Situative Verhaltenstheorien der Führung versuchen die Schwächen der universellen Verhaltenstheorien aufzubrechen, indem der Führungsstil in Abhängigkeit zum Beispiel von der Gruppe, der Aufgabe, und den organisatorischen Gegebenheiten untersucht wird. Die Hauptleitung dieser Ansätze ist darin zu suchen, genau zu spezifizieren, unter welchen situativeb Voraussetzungen welches Führungsverhalten angebracht ist und zum Erfolg führt.
3.1 Situative Reifegrad-Theorie von Hersey und Blanchard
Hersey und Blanchard machen die Wahl des jeweiligen Führungsstils vom Reifegrad des Mitarbeiters abhängig, wobei der Reifegrad des Mitarbeiters nicht absolut gesehen wird, sondern stets in Relation zur gestellten Aufgabe zu bringen ist. Hersey und Blanchard unterscheiden dabei zwischen 3 aufgabenrelevanten Faktoren des Reifegrades:
. die Fähigkeit, hohe, aber erreichbare Ziele zu setzen
. Die Fähigkeit und Bereitschaft, Verantwortung zu übernehmen
. die notwendige Ausbildung und Erfahrung
Der Reifegrad einer Gruppe wird mit Hilfe eines Tests ermittelt, dessen Resultat eine Zuordnung in 4 Reifegradstufen ist.

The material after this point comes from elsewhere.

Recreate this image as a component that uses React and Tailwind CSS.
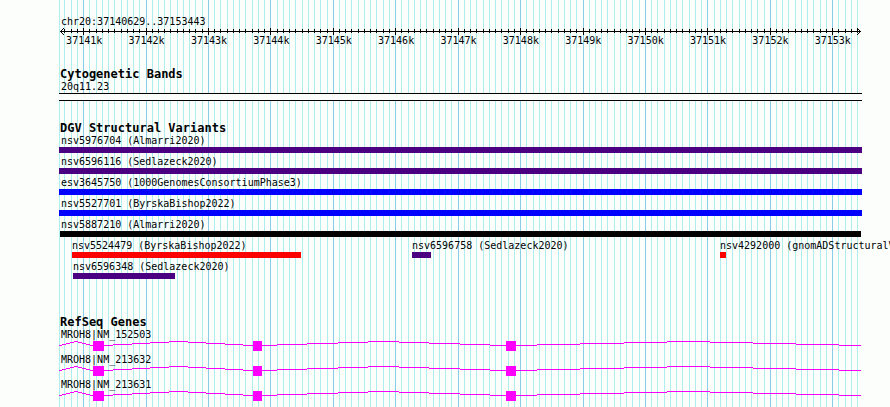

. M1: geringe Reife (Motivation, Wissen und Fähigkeiten fehlen)
. M2: Geringere bis mäßige Reife (Motivation, aber fehlende Fähigkeiten)
. M3: mäßige bis hohe Reife (Fähigkeiten, aber fehlende Motivation)
. M4: hohe Reife (Motivation, Wissen und Fähigkeiten vorhanden)
Hersey und Blanchard unterscheiden zwischen 4 Führungsstilen:
. Unterweisung (telling):
Der Vorgesetzte definiert die Rollen seiner Untergebenen und sagt ihnen, was, wie, wann und wo zu tun ist.
. Verkaufen (selling):
Der Vorgesetzte versucht, mit den Mitarbeitern zu kommunizieren, indem er rationale Argumente beziehungsweise emotionale Unterstützung anbietet, um die Mitarbeiter zur Akzeptanz der Aufgabenstellung zu bewegen.
. Partizipation (participating):
Der Führer und die Geführten entscheiden gemeinsam. Es ist nur mehr eine sozioemotionale Unterstützung notwendig.
. Delegation (delegating):
Der Vorgesetzte beschränkt sich auf gelegentliche Kontrollen und überläßt die Aufgabenerfüllung zur Gänze seinen Mitarbeitern.
Mit steigendem Reifegrad soll derVorgesetzte, so die zentrale Annahme, seine Aufgabenorientierung reduzieren und seine Beziehungsorientierung ausbauen. Wenn der Reifegrad Werte des letzten Viertel erreicht, sollen dann sowohl Aufgaben- als auch Beziehungsorientierung zurückgenommen werden.
Bei geringer Reife hat der Mitarbeiter aufgabenorientiert geführt zu werden (telling). Bei mäßiger Reife muß der Vorgesetzte aufgaben- und mitarbeiterorientiert führen (selling). Bei höherem Reifegrad ist die Führungskraft dann erfolgreich, wenn sie sich mehr mitarbeiter- und aufgabenorientiert verhält (participating). Der reife Mitarbeiter ist am besten selbständig seiner Arbeit zu überlassen (deligating).
Zur Bestimmung des Führungsverhaltens eines Vorgesetzten entwickelten Hersey und Blanchard einen Fragebogen. Im Fragebogen werden 12 Situationen mit jeweils 4 möglichen Verhaltensweisen geschildert. Inwieweit der Vorgesetzte das Richtige Verhalten wählt, hängt von seinen diagnostischen Fähigkeiten ab.
Das Trainingsprogramm des Ansatzes zielt nun in erster Linie darauf ab, die diagnostischen Fähigkeiten zu verbessern. Der größte Vorteil dieses Ansatzes, die Stilflexibilität, wird jedoch gleichzeitig auch als sein größter Nachteil interpretiert, da dadurch die ideale Legitimationsbasis für jedwedes Führungsverhalten eines Vorgesetzten geschaffen wird. Er kann also sein Führungsverhalten damit rechtfertigen, daß es nichts mit seiner Preson, sondern stets nur mit seinen Mitarbeitern zu tun hat. Als weiterer Kritikpunktist anzuführen, daß durch die Einbeziehung des Reifewgrades zwar ein wesendlicher situativer Einflußfaktor berücksichtigt wurde, andere relevante situative Variablen jedoch außer Acht gelassean wurden.